On the BBC a few weeks back, there was a series about an ordinary woman becoming Prime Minister – “The Amazing Mrs Pritchard”. Being an ‘ordinary woman’, she came up with some radical ideas, one of which was a “Green Wednesday” when nobody, with a few exceptions, would be allowed to use their cars. All must use public transport. Apart from the fact that this measure was instigated in a week, I began to wonder just how feasible it would be.
The fact is really that we haven’t just become selfish and lazy (although there is a certain amount of that) but that our lifestyles have evolved to the new freedom of travel. The rep as we now know him did not exist a hundred years ago – he simply couldn’t have done the job. We created fast personal transport and that created the rep’s profession; the rep didn’t simply change to using that fast personal transport. In the past, companies would have kept all their jobs local so that customers and businesses could easily visit each other by foot or horseback. Longer dealings would have been left for rare, major transactions. It is the same with commuters. People would not have lived fifty miles from their workplace and commuted everyday because it would have been simply impossible. If you needed to travel a long distance for a job, you would have stayed for a week or more within easy commuting distance.

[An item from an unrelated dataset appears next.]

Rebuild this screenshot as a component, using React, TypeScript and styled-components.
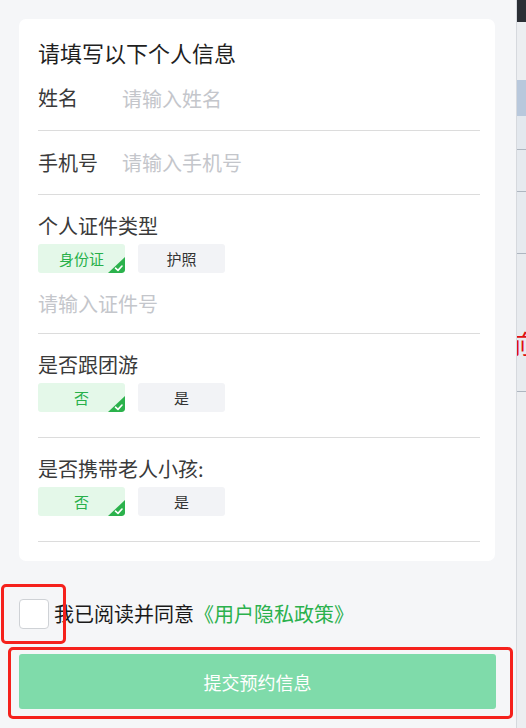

So I can see a real problem with the green desire to get people out of their cars through taxes and increased public transport. We have to do more than that; we have to change our whole society. Reps would either have to stick to local customers or change to non-physical interactions such as the Internet. Commuters would have to move closer to work or take out temporary lodgings nearby during the week. Apart from the cost of such actions, I suspect it will be very difficult to make such transformations in the short time left before peak oil hits.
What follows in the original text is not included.